Steve Mnuchin, the former Treasury secretary, was the rare figure to have escaped ignominy during the Trump administration, serving four uninterrupted years in his job without a scandal or an indictment to trail him during his time after Washington. Since then, he has spent his time doing the kinds of things wealthy bankers do, like raise money from Saudi Arabia and support his wife’s star turn as a murderous hedge-fund manager in a movie she also wrote, directed, and produced. (It was not well reviewed). Now, he’s decided to rescue one of the most troubled banks in the country, New York Community Bank, with a $1 billion investment. The announcement Wednesday yielded immediate results for the financier — who bought a bank before — stabilizing the free fall in the bank’s stock, and making it seem, for the moment, that the crisis at NYCB may be at the beginning of the end. This, in turn, makes Mnuchin the most important moneyman behind the one million rent-subsidized apartments in New York City financed by the bank, just as they are starting to crack under pressure from high interest rates and inflation. What could go wrong?
On Thursday, NYCB laid bare many of the problems it had been facing since January 31, when it disclosed that its real-estate loans were in far more trouble than it had let on. Billions of dollars in customer deposits had fled the bank in the past month, in an uneasy echo of the problems that plagued Silicon Valley Bank last year. The management said they would be selling off many of their loans in an attempt to stabilize the company. Thursday’s conference call came just days after the bank disclosed “material weakness” in its loan book and replaced its CEO — news that sent its stock price down 23 percent. “The guys at NYCB were kind of sleepy and parochial, and now we’ve found out they did not disclose the full scope of the problems they had on the loans,” said R. Christopher Whalen, an investor in NYCB who runs his own research and investment firm. “They lied to us.” With Mnuchin’s investment — which was done through his firm, Liberty Strategic Capital, and included a group of other investors — the bank took a big step back from facing the same kind of fate that befell SVB. Fitch, the credit-rating agency, boosted its outlook for the bank. The price of the shares has more than doubled.
The story of NYCB is a winding one (Bloomberg’s Max Abelson told it with remarkable clarity), but its central problem comes down to unprofitable loans to landlords — in particular, landlords of rent-subsidized apartments. As of the end of last year, the bank had lent more than $37 billion to multifamily homeowners — a sum that represents about half of its total loan portfolio. (While these are residential properties, the landlords are the ones borrowing money for renovations and buying the buildings, and thus they count as commercial real-estate loans.) For most of NYCB’s history, this was a good business to be in.
This changed in 2019, when New York State passed the Housing Stability and Tenant Protection Act, a law that blocked the main ways landlords could profit off these apartments. Most rent increases were capped at 2 percent, and other ways landlords were able to make money — application fees, passing along fuel charges — were nixed or curtailed. Landlords were also blocked from using renovations in vacated apartments as a way to bring their rents up to the market rate, a tactic that had led to the loss of an estimated 345,000 affordable units, mostly during the first two Bloomberg administrations.

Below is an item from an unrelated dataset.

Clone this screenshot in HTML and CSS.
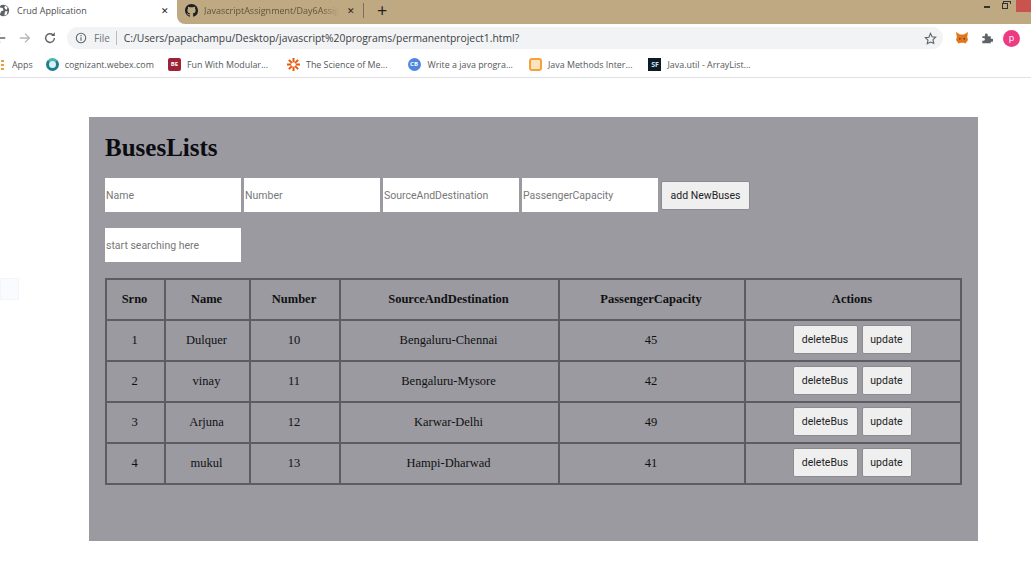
FILE: index.html
```html
<!DOCTYPE html>
<html lang="en">

<head>
    <meta charset="UTF-8">
    <title>Crud Application</title>
    <link rel="stylesheet" href="styles.css">
</head>

<body>

    <header class="browser">
        <div class="tabstrip">
            <div class="tab tab-active">
                <svg class="tab-icon" viewBox="0 0 16 16"><circle cx="8" cy="8" r="7" fill="#5f6368"/><path d="M3 4l4 1 1 3-3 1-1 3-2-3zM10 2l3 2-1 3-2-1-1-2zM10 9l3 0-1 4-3 1z" fill="#fff"/></svg>
                <span class="tab-title">Crud Application</span>
                <span class="tab-close">✕</span>
            </div>
            <div class="tab-rest">
                <div class="tab tab-other">
                    <svg class="tab-icon" viewBox="0 0 16 16"><path fill="#1b1f23" d="M8 0C3.58 0 0 3.58 0 8c0 3.54 2.29 6.53 5.47 7.59.4.07.55-.17.55-.38 0-.19-.01-.82-.01-1.49-2.01.37-2.53-.49-2.69-.94-.09-.23-.48-.94-.82-1.13-.28-.15-.68-.52-.01-.53.63-.01 1.08.58 1.23.82.72 1.21 1.87.87 2.33.66.07-.52.28-.87.51-1.07-1.78-.2-3.64-.89-3.64-3.95 0-.87.31-1.59.82-2.15-.08-.2-.36-1.02.08-2.12 0 0 .67-.21 2.2.82.64-.18 1.32-.27 2-.27s1.36.09 2 .27c1.53-1.04 2.2-.82 2.2-.82.44 1.1.16 1.92.08 2.12.51.56.82 1.27.82 2.15 0 3.07-1.87 3.75-3.65 3.95.29.25.54.73.54 1.48 0 1.07-.01 1.93-.01 2.2 0 .21.15.46.55.38A8.01 8.01 0 0 0 16 8c0-4.42-3.58-8-8-8z"/></svg>
                    <span class="tab-title tab-title-cut">JavascriptAssignment/Day6Assig</span>
                    <span class="tab-close">✕</span>
                </div>
                <span class="tab-plus">+</span>
                <div class="window-btns">
                    <span class="win-min"></span>
                    <span class="win-max"></span>
                    <span class="win-close"></span>
                </div>
            </div>
        </div>

        <div class="toolbar">
            <svg class="nav-icon nav-back" viewBox="0 0 16 16"><path d="M14 8H3M8 3L3 8l5 5" fill="none" stroke="#5f6368" stroke-width="1.6"/></svg>
            <svg class="nav-icon" viewBox="0 0 16 16"><path d="M2 8h11M8 3l5 5-5 5" fill="none" stroke="#b4b7bb" stroke-width="1.6"/></svg>
            <svg class="nav-icon" viewBox="0 0 16 16"><path d="M13 8a5 5 0 1 1-1.500-3.500" fill="none" stroke="#5f6368" stroke-width="1.600"/><path d="M13.500 1.500v4.200H9.300z" fill="#5f6368"/></svg>
            <div class="omnibox">
                <svg class="info-icon" viewBox="0 0 14 14"><circle cx="7" cy="7" r="5.500" fill="none" stroke="#5f6368" stroke-width="1.200"/><path d="M7 6v4.200M7 3.600v1.300" stroke="#5f6368" stroke-width="1.300"/></svg>
                <span class="scheme">File</span>
                <span class="url">C:/Users/papachampu/Desktop/javascript%20programs/permanentproject1.html?</span>
                <svg class="star-icon" viewBox="0 0 14 14"><path d="M7 1.500l1.700 3.600 3.900.5-2.900 2.700.8 3.900L7 10.800l-3.500 1.900.8-3.900-2.900-2.700 3.900-.5z" fill="none" stroke="#5f6368" stroke-width="1.200"/></svg>
            </div>
            <svg class="ext-fox" viewBox="0 0 14 14"><path d="M1 1l4 2.500h4L13 1l-.8 5 .8 3-2.500 3.500-2-.7H5.500l-2 .7L1 9l.8-3z" fill="#e2761b"/><path d="M4 7l2 .8-1.500 1zM10 7l-2 .8 1.500 1z" fill="#3a2a1c"/></svg>
            <svg class="ext-puzzle" viewBox="0 0 14 14"><path d="M1.500 5h3V3.500a1.700 1.700 0 0 1 3.400 0V5h3.500v3H13a1.700 1.700 0 0 1 0 3.400h-1.600V13H1.500v-2.800H3a1.600 1.600 0 0 0 0-3.200H1.500z" fill="#5f6368"/></svg>
            <span class="avatar">p</span>
        </div>

        <div class="bookmarks">
            <span class="apps-dots"></span>
            <span class="bm bm-apps">Apps</span>
            <span class="bm bm-webex"><i class="ico ico-webex"></i>cognizant.webex.com</span>
            <span class="bm bm-modular"><i class="ico ico-be">BE</i>Fun With Modular...</span>
            <span class="bm bm-science"><svg class="ico" viewBox="0 0 14 14"><path d="M7 0v14M0 7h14M2 2l10 10M12 2L2 12" stroke="#e8590c" stroke-width="2.200"/><circle cx="7" cy="7" r="2.500" fill="#fff"/></svg>The Science of Me...</span>
            <span class="bm bm-java"><i class="ico ico-cb">CB</i>Write a java progra...</span>
            <span class="bm bm-methods"><i class="ico ico-methods"></i>Java Methods Inter...</span>
            <span class="bm bm-util"><i class="ico ico-sf">SF</i>Java.util - ArrayList...</span>
        </div>
    </header>

    <div class="side-box"></div>

    <div class="container">
        <h1>BusesLists</h1>

        <form class="bus-form">
            <input type="text" placeholder="Name">
            <input type="text" placeholder="Number">
            <input type="text" placeholder="SourceAndDestination">
            <input type="text" placeholder="PassengerCapacity">
            <button type="button" class="add-btn">add NewBuses</button>
        </form>

        <input class="search" type="text" placeholder="start searching here">

        <table>
            <thead>
                <tr>
                    <th class="col-srno">Srno</th>
                    <th class="col-name">Name</th>
                    <th class="col-number">Number</th>
                    <th class="col-route">SourceAndDestination</th>
                    <th class="col-capacity">PassengerCapacity</th>
                    <th>Actions</th>
                </tr>
            </thead>
            <tbody>
                <tr>
                    <td>1</td>
                    <td>Dulquer</td>
                    <td>10</td>
                    <td>Bengaluru-Chennai</td>
                    <td>45</td>
                    <td class="actions"><button type="button">deleteBus</button><button type="button">update</button></td>
                </tr>
                <tr>
                    <td>2</td>
                    <td>vinay</td>
                    <td>11</td>
                    <td>Bengaluru-Mysore</td>
                    <td>42</td>
                    <td class="actions"><button type="button">deleteBus</button><button type="button">update</button></td>
                </tr>
                <tr>
                    <td>3</td>
                    <td>Arjuna</td>
                    <td>12</td>
                    <td>Karwar-Delhi</td>
                    <td>49</td>
                    <td class="actions"><button type="button">deleteBus</button><button type="button">update</button></td>
                </tr>
                <tr>
                    <td>4</td>
                    <td>mukul</td>
                    <td>13</td>
                    <td>Hampi-Dharwad</td>
                    <td>41</td>
                    <td class="actions"><button type="button">deleteBus</button><button type="button">update</button></td>
                </tr>
            </tbody>
        </table>
    </div>

</body>

</html>
```

FILE: styles.css
```css
:root {
    --chrome-sans: "Open Sans", "Liberation Sans", sans-serif;
    --tab-bg: #bfa982;
    --panel-bg: #9a9aa0;
    --line: #5c5c62;
}

* {
    margin: 0;
    padding: 0;
    box-sizing: border-box;
}

body {
    background-color: white;
    font-family: "Liberation Serif", serif;
    overflow: hidden;
}

/* browser chrome */
.browser {
    height: 78px;
    border-bottom: 1px solid #dfe1e5;
    font-family: var(--chrome-sans);
    color: #5f6368;
}

.tabstrip {
    display: flex;
    height: 24px;
}

.tab {
    display: flex;
    align-items: center;
}

.tab-active {
    width: 177px;
    height: 20px;
    flex-shrink: 0;
}

.tab-rest {
    display: flex;
    align-items: flex-start;
    flex: 1;
    padding-top: 3px;
    background-color: var(--tab-bg);
    border-bottom-left-radius: 8px;
}

.tab-other {
    width: 187px;
    height: 15px;
    padding-left: 8px;
    border-right: 1px solid #7d6f55;
}

.tab-icon {
    width: 13px;
    height: 13px;
    flex-shrink: 0;
}

.tab-active .tab-icon {
    margin-left: -3px;
}

.tab-title {
    font-size: 9px;
    margin-left: 7px;
    flex: 1;
    white-space: nowrap;
}

.tab-active .tab-title {
    color: #4a4d51;
}

.tab-title-cut {
    flex: none;
    width: 135px;
    margin-left: 6px;
    color: #5f5540;
    -webkit-mask-image: linear-gradient(to right, black 88%, transparent);
    mask-image: linear-gradient(to right, black 88%, transparent);
}

.tab-close {
    font-size: 9px;
    color: #222;
    margin: 0 8px;
}

.tab-plus {
    font-size: 18px;
    line-height: 15px;
    color: #222;
    margin-left: 13px;
}

.window-btns {
    display: flex;
    align-items: flex-start;
    margin: -3px 0 0 auto;
}

.win-min {
    width: 6px;
    height: 2px;
    margin-top: 6px;
    background-color: #333;
}

.win-max {
    position: relative;
    width: 6px;
    height: 6px;
    margin: 3px 0 0 12px;
    border: 1px solid #333;
}

.win-max::before {
    content: "";
    position: absolute;
    left: 0;
    top: -3px;
    width: 6px;
    height: 2px;
    border: 1px solid #333;
    border-bottom: none;
}

.win-close {
    width: 15px;
    height: 12px;
    margin-left: 8px;
    background-color: #c8534f;
}

.toolbar {
    display: flex;
    align-items: center;
    height: 28px;
}

.nav-icon {
    width: 14px;
    height: 14px;
    margin-right: 11px;
}

.nav-back {
    margin-left: -7px;
}

.omnibox {
    display: flex;
    align-items: center;
    width: 876px;
    height: 22px;
    margin-left: -1px;
    padding: 0 8px;
    background-color: #f1f3f4;
    border-radius: 11px;
}

.info-icon {
    width: 12px;
    height: 12px;
}

.scheme {
    font-size: 10px;
    margin-left: 7px;
    padding-right: 6px;
    border-right: 1px solid #b8bbbf;
    color: #70757a;
}

.url {
    font-size: 10.35px;
    color: #3c4043;
    margin-left: 7px;
}

.star-icon {
    width: 13px;
    height: 13px;
    margin-left: auto;
    margin-right: -2px;
}

.ext-fox {
    width: 14px;
    height: 14px;
    margin-left: 12px;
}

.ext-puzzle {
    width: 12px;
    height: 12px;
    margin-left: 12px;
}

.avatar {
    width: 17px;
    height: 17px;
    margin-left: 10px;
    border-radius: 50%;
    background-color: #ec3b83;
    color: white;
    font-size: 9px;
    line-height: 16px;
    text-align: center;
}

.bookmarks {
    display: flex;
    align-items: center;
    height: 25px;
    font-size: 8.9px;
    color: #54585c;
    white-space: nowrap;
}

.apps-dots {
    width: 3px;
    height: 10px;
    margin-left: 1px;
    background: repeating-linear-gradient(#e9a23b 0 2px, white 2px 4px);
}

.bm {
    display: flex;
    align-items: center;
}

.bm-apps {
    margin-left: 8px;
}

.bm-webex {
    margin-left: 13px;
}

.bm-modular {
    margin-left: 14px;
}

.bm-science {
    margin-left: 19px;
}

.bm-java {
    margin-left: 20px;
}

.bm-methods {
    margin-left: 16px;
}

.bm-util {
    margin-left: 16px;
}

.ico {
    display: inline-block;
    width: 13px;
    height: 13px;
    margin-right: 6px;
    font-style: normal;
    font-size: 6px;
    font-weight: bold;
    line-height: 13px;
    text-align: center;
    color: white;
    flex-shrink: 0;
}

.ico-webex {
    border-radius: 50%;
    border: 3px solid #1d7f8c;
    border-top-color: #4fb3a8;
    background-color: #d5f2f5;
}

.ico-be {
    background-color: #9c2238;
    border-radius: 2px;
}

.ico-cb {
    background-color: #4f86e0;
    border-radius: 50%;
    margin-right: 7px;
}

.ico-methods {
    border: 2px solid #f2a33a;
    border-radius: 3px;
    background-color: #fce3bd;
}

.ico-sf {
    background-color: #0d1b26;
    color: #cfe3ee;
    font-size: 7px;
}

.side-box {
    position: absolute;
    left: 0;
    top: 278px;
    width: 19px;
    height: 22px;
    background-color: #fafbfe;
    border: 1px solid #f4f5f8;
}

/* page content */
.container {
    width: 889px;
    height: 424px;
    margin: 39px 0 0 89px;
    padding: 17px 16px 16px;
    background-color: var(--panel-bg);
}

h1 {
    font-size: 25px;
    line-height: 28px;
    color: #0b0b10;
}

.bus-form {
    display: flex;
    align-items: center;
    gap: 3px;
    margin-top: 16px;
}

input {
    width: 136px;
    height: 34px;
    padding: 1px;
    border: none;
    background-color: white;
    font-family: "Roboto", "Liberation Sans", sans-serif;
    font-size: 10.5px;
}

input::placeholder {
    color: #77777a;
}

.search {
    display: block;
    margin-top: 16px;
}

button {
    height: 29px;
    border: 1px solid #8b8b90;
    border-radius: 2px;
    background-color: #efeff0;
    color: #222;
    font-family: "Roboto", "Liberation Sans", sans-serif;
    font-size: 10.5px;
}

.add-btn {
    width: 89px;
}

table {
    width: 857px;
    margin-top: 16px;
    border-collapse: collapse;
    table-layout: fixed;
    font-size: 12.5px;
    color: #111;
}

th,
td {
    height: 41px;
    padding-right: 2px;
    border: 2px solid var(--line);
    text-align: center;
    vertical-align: middle;
}

.col-srno {
    width: 59px;
}

.col-name {
    width: 85px;
}

.col-number {
    width: 90px;
}

.col-route {
    width: 219px;
}

.col-capacity {
    width: 186px;
}

.actions {
    font-size: 0;
}

.actions button {
    width: 65px;
    margin: 0 2px 2px;
    vertical-align: middle;
}

.actions button + button {
    width: 50px;
}
```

“Unscrupulous landlords developed business practices contingent on these loopholes, all geared toward increasing the net operating income of their stabilized properties, which allowed them to overleverage their buildings with more and more debt. Conditions for tenants got so bad that the city and state were forced to sharpen their definitions of tenant harassment,” according to testimony from analysts at Community Service Society, a housing-advocacy group. At the same time, though, the cost of bringing a newly vacated apartment up to city code had increased, as had the cost of renovating a building in general. Landlords have revolted at the law and had hoped to bring a challenge before the Supreme Court, claiming that it violated their right to proper compensation, but that challenge died in October.
Right now, NYCB is trying to figure out how to lessen its exposure to these kinds of loans — options include selling them off or using complex financial instruments, called credit risk transfers, to essentially take the problems off its books. During the conference call Thursday, its management also said it would be pursuing other kinds of loans to bolster its balance sheet.
What does all this mean for renters? Right now, it’s not clear. Landlords are finding that their buildings are worth far less than they were valued at, particularly after a boom in sales in 2021 and 2022. At the moment, Wall Street is less worried about NYCB now that Mnuchin has effectively taken it over. “We need another Robert Moses to come and kick some ass,” said Whalen. “Mnuchin is the guy to do this.” Moses, of course, displaced some 250,000 people during four decades planning and reshaping New York City. Would Mnuchin even want a legacy like that? His investment is, after all, just a bet on a regional bank. Whether he, or anyone else, can fix the bigger housing problems remains to be seen.